- The client wanted to create a centralized repository for all organizational data.
- The goal was to make the data accessible to everyone and create an organized data source.
- The client wanted continuous data to refresh the repository.
- The main objective was to convert raw data into actionable insights for better decision-making.
- The client wanted to build a data lake-house architecture on the cloud to achieve this.
The main challenges of the project were:
- Collecting and processing data from various sources in a raw format.
- Building a scalable infrastructure to handle large amounts of data.
- Integrating different technologies to build a unified system.
- Providing easy access to data for end-users while ensuring data security and governance.

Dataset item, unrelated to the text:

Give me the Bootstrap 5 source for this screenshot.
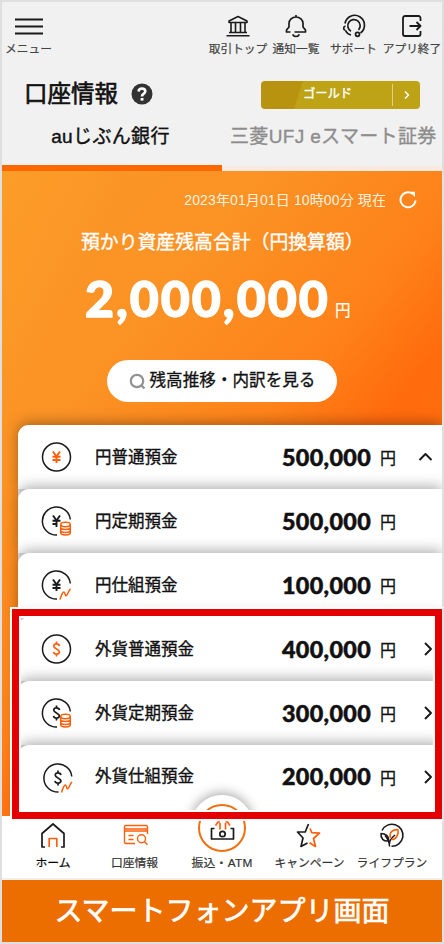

The following items were provided as deliverables:
- Data Collection Layer (Data Source+ Transfer Layer)
- Data Ingestion Layer
- Storage and Metadata processing layer
- Metadata Processing Layer
- Cataloging layer
- BI/ Reporting Layer
I followed a phased approach to building an enterprise data lake on the cloud to improve data governance for my client. The five stages included data collection, ingestion, storage and metadata processing, cataloging, and BI/Reporting. Using AWS DataSync Agent, Airflow, and Hive Metastore, I built fully functional data lakehouses for two sub-verticals and provided a data cataloging tool and BI endpoint to consume the data. This architecture provided a centralized repository for all organization data, making it accessible to everyone and helping me convert raw data into actionable insights for better decision-making.